Nortel tried to avoid what is happening to Blackberry when it created the position of VP for Disruptive Technology. I participated in a two-day workshop (in 2001) organized by the VP, Claudine Simson to examine the implications of mobility and cultural change on the telephone industry and can honestly say that although it was a terrific meeting, no one anticipated what was on the horizon. It is always easy to make retrospective claims that companies and the people running them should have been more prepared. It is far harder to engage in futurist thinking that will lead to products that will not only respond to market forces, but also create new markets.

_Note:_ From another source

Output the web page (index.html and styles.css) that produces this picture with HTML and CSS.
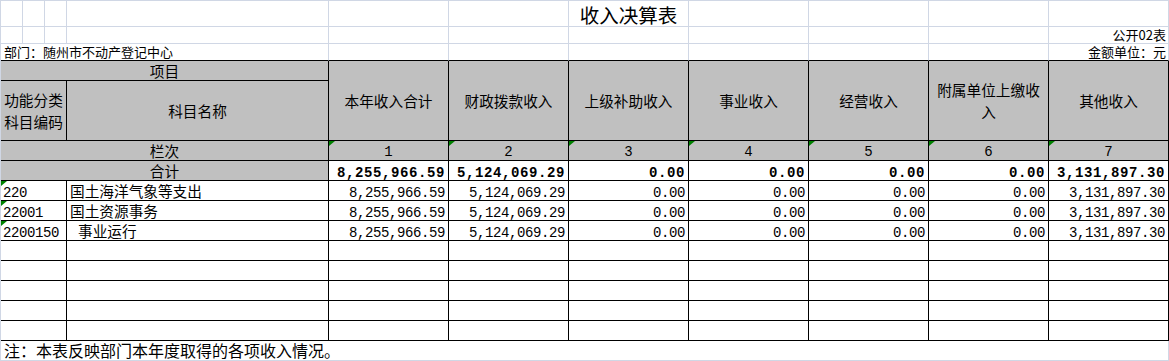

Complacency is often the result of uninspired leadership. The scariest thing for leaders is to contradict themselves or to honestly acknowledge that their plans and their hunches may have been wrong. Blackberry and Nortel before it, needed more than disruption, they needed weeks if not months of brainstorming, workshops and analysis. The focus of planning should have been software, ease of use and design standards. Blackberry was in love with its hardware, something it reproduced in its latest designs. But, their software and with it, their operating system never changed even when Apple showed them not only simplicity but a range of new and diverse functions. The new phones they produced over the last year are indistinguishable from the clutter of products now being produced all over the world.
Why did they end up with the same form factor and the same shape and look of the iPhone? Even Samsung experiments with shape and size and tests the consumer’s appetite for new ways of using their phones. The result is that they are “seen” to be innovative even when they are not doing something new. And for those who suggest that the phones we have today are the phones we will have in five years, look back no further than five years ago. The first iPhone seems clunky and archaic, not unlike the phones that Blackberry produced in 2013. Cultures of innovation have to be nurtured throughout an organization. Every company should be into research and development and ready to shift when the conditions are ripe. Sadly, Canada’s R&D culture is at best derivative and at worst does not have the hungry need to reinvent not only products but also the very process of innovation itself.